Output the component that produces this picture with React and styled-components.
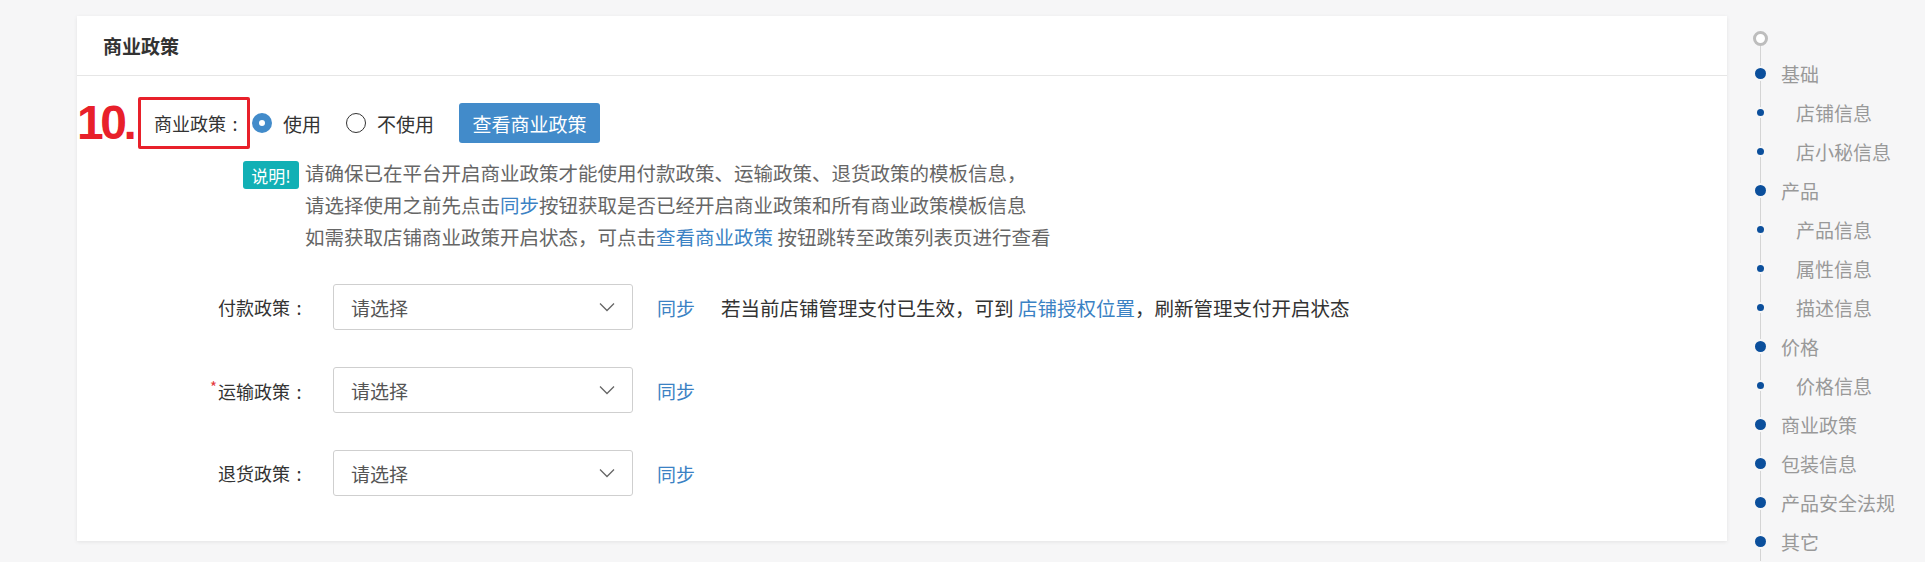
import React from 'react'
import styled, { createGlobalStyle } from 'styled-components'

const GlobalStyle = createGlobalStyle`
  body {
    margin: 0;
    background: #f6f6f7;
    font-family: "Noto Sans CJK SC", "Noto Sans", sans-serif;
    color: #333;
  }
`

const Page = styled.div`
  display: flex;
  flex-direction: row;
  align-items: flex-start;
  padding: 16px 0 0 77px;
  height: 546px;
  overflow: hidden;
`

const Card = styled.div`
  width: 1650px;
  background: #fff;
  box-shadow: 0 1px 4px rgba(0, 0, 0, 0.08);
`

const CardHeader = styled.div`
  height: 59px;
  display: flex;
  align-items: center;
  padding-left: 26px;
  border-bottom: 1px solid #e6e6e6;
  font-size: 19px;
  font-weight: bold;
  color: #333;
`

const CardBody = styled.div`
  padding: 21px 0 45px 0;
`

const TopRow = styled.div`
  display: flex;
  align-items: center;
  height: 52px;
`

const StepNo = styled.div`
  width: 61px;
  font-family: "Liberation Sans", Arial, sans-serif;
  font-weight: bold;
  font-size: 48px;
  letter-spacing: -3.5px;
  line-height: 52px;
  color: #e8202a;
`

const MarkBox = styled.div`
  width: 112px;
  height: 52px;
  box-sizing: border-box;
  border: 3px solid #e8202a;
  border-radius: 2px;
  display: flex;
  align-items: center;
  padding-left: 13px;
  font-size: 18px;
  color: #333;
  white-space: nowrap;
`

const Colon = styled.span`
  display: inline-block;
  width: 1em;
  text-align: center;
`

const RadioGroup = styled.div`
  display: flex;
  align-items: center;
  margin-left: 2px;
  gap: 25px;
`

const RadioOption = styled.label`
  display: flex;
  align-items: center;
  gap: 11px;
  font-size: 19px;
  color: #333;
`

const RadioDot = styled.span`
  width: 20px;
  height: 20px;
  box-sizing: border-box;
  border-radius: 50%;
  display: flex;
  align-items: center;
  justify-content: center;
  background: ${p => (p.$checked ? '#428bca' : '#fff')};
  border: ${p => (p.$checked ? 'none' : '1px solid #333')};
  &::after {
    content: '';
    display: ${p => (p.$checked ? 'block' : 'none')};
    width: 6px;
    height: 6px;
    border-radius: 50%;
    background: #fff;
  }
`

const PrimaryButton = styled.button`
  margin-left: 25px;
  width: 141px;
  height: 40px;
  border: none;
  border-radius: 3px;
  background: #428bca;
  color: #fff;
  font-family: inherit;
  font-size: 19px;
  padding: 0;
`

const Note = styled.div`
  display: flex;
  align-items: flex-start;
  margin: 8px 0 0 166px;
`

const Badge = styled.span`
  margin-top: 4px;
  width: 56px;
  height: 28px;
  border-radius: 3px;
  background: #12b0b5;
  color: #fff;
  font-size: 17px;
  display: flex;
  align-items: center;
  justify-content: center;
  flex-shrink: 0;
`

const NoteText = styled.div`
  margin-left: 6px;
  font-size: 19.5px;
  line-height: 32px;
  color: #666;
`

const Link = styled.a`
  color: #3b82c4;
  text-decoration: none;
`

const FormList = styled.div`
  display: flex;
  flex-direction: column;
  gap: 37px;
  margin-top: 31px;
`

const FormRow = styled.div`
  display: flex;
  align-items: center;
  height: 46px;
`

const FieldLabel = styled.div`
  width: 231px;
  margin-right: 25px;
  text-align: right;
  font-size: 18px;
  color: #333;
  white-space: nowrap;
`

const Required = styled.span`
  color: #e4393c;
  font-size: 15px;
  vertical-align: 6px;
  margin-right: 1px;
`

const Select = styled.div`
  width: 300px;
  height: 46px;
  box-sizing: border-box;
  border: 1px solid #cfcfcf;
  border-radius: 3px;
  display: flex;
  align-items: center;
  justify-content: space-between;
  padding: 0 17px 0 17px;
  font-size: 19px;
  color: #555;
`

const SyncLink = styled(Link)`
  margin-left: 24px;
  font-size: 19px;
`

const Hint = styled.span`
  margin-left: 26px;
  font-size: 19.5px;
  color: #333;
`

const Nav = styled.div`
  margin-left: 18px;
  display: flex;
  flex-direction: column;
  padding-top: 7px;
`

const NavItem = styled.div`
  display: flex;
  align-items: center;
  height: ${p => (p.$head ? '31px' : '39px')};
`

const DotCell = styled.div`
  width: 30px;
  height: 100%;
  display: flex;
  align-items: center;
  justify-content: center;
  background: linear-gradient(#d4d4d4, #d4d4d4) no-repeat;
  background-size: 1px ${p => (p.$head ? '50%' : '100%')};
  background-position: ${p => (p.$head ? 'center bottom' : 'center')};
`

const Dot = styled.span`
  width: ${p => (p.$small ? '7px' : '11px')};
  height: ${p => (p.$small ? '7px' : '11px')};
  border-radius: 50%;
  background: #0b4f9c;
  box-shadow: 0 0 0 2px #f6f6f7;
`

const HeadRing = styled.span`
  width: 15px;
  height: 15px;
  box-sizing: border-box;
  border-radius: 50%;
  border: 3px solid #bdbdbd;
  background: #fff;
`

const NavText = styled.span`
  margin-left: ${p => (p.$small ? '21px' : '6px')};
  font-size: 19px;
  color: #999;
  white-space: nowrap;
`

const navItems = [
  { text: '基础' },
  { text: '店铺信息', small: true },
  { text: '店小秘信息', small: true },
  { text: '产品' },
  { text: '产品信息', small: true },
  { text: '属性信息', small: true },
  { text: '描述信息', small: true },
  { text: '价格' },
  { text: '价格信息', small: true },
  { text: '商业政策' },
  { text: '包装信息' },
  { text: '产品安全法规' },
  { text: '其它' },
]

function Chevron() {
  return (
    <svg width="16" height="10" viewBox="0 0 16 10">
      <path d="M1 1.5 L8 8.5 L15 1.5" fill="none" stroke="#666" strokeWidth="1.3" />
    </svg>
  )
}

function PolicyRow({ label, required, children }) {
  return (
    <FormRow>
      <FieldLabel>
        {required && <Required>*</Required>}
        {label}
        <Colon>:</Colon>
      </FieldLabel>
      <Select>
        <span>请选择</span>
        <Chevron />
      </Select>
      <SyncLink>同步</SyncLink>
      {children}
    </FormRow>
  )
}

export default function App() {
  return (
    <>
      <GlobalStyle />
      <Page>
        <Card>
          <CardHeader>商业政策</CardHeader>
          <CardBody>
            <TopRow>
              <StepNo>10.</StepNo>
              <MarkBox>
                商业政策<Colon>:</Colon>
              </MarkBox>
              <RadioGroup>
                <RadioOption>
                  <RadioDot $checked />
                  使用
                </RadioOption>
                <RadioOption>
                  <RadioDot />
                  不使用
                </RadioOption>
              </RadioGroup>
              <PrimaryButton>查看商业政策</PrimaryButton>
            </TopRow>
            <Note>
              <Badge>说明!</Badge>
              <NoteText>
                请确保已在平台开启商业政策才能使用付款政策、运输政策、退货政策的模板信息，
                <br />
                请选择使用之前先点击<Link>同步</Link>按钮获取是否已经开启商业政策和所有商业政策模板信息
                <br />
                如需获取店铺商业政策开启状态，可点击<Link>查看商业政策</Link> 按钮跳转至政策列表页进行查看
              </NoteText>
            </Note>
            <FormList>
              <PolicyRow label="付款政策">
                <Hint>
                  若当前店铺管理支付已生效，可到 <Link>店铺授权位置</Link>，刷新管理支付开启状态
                </Hint>
              </PolicyRow>
              <PolicyRow label="运输政策" required />
              <PolicyRow label="退货政策" />
            </FormList>
          </CardBody>
        </Card>
        <Nav>
          <NavItem $head>
            <DotCell $head>
              <HeadRing />
            </DotCell>
          </NavItem>
          {navItems.map(item => (
            <NavItem key={item.text}>
              <DotCell>
                <Dot $small={item.small} />
              </DotCell>
              <NavText $small={item.small}>{item.text}</NavText>
            </NavItem>
          ))}
        </Nav>
      </Page>
    </>
  )
}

▶ Instructions to follow
Gather each line that holds "components".

▶ Task response
Output the component that produces this picture with React and styled-components.
import styled, { createGlobalStyle } from 'styled-components'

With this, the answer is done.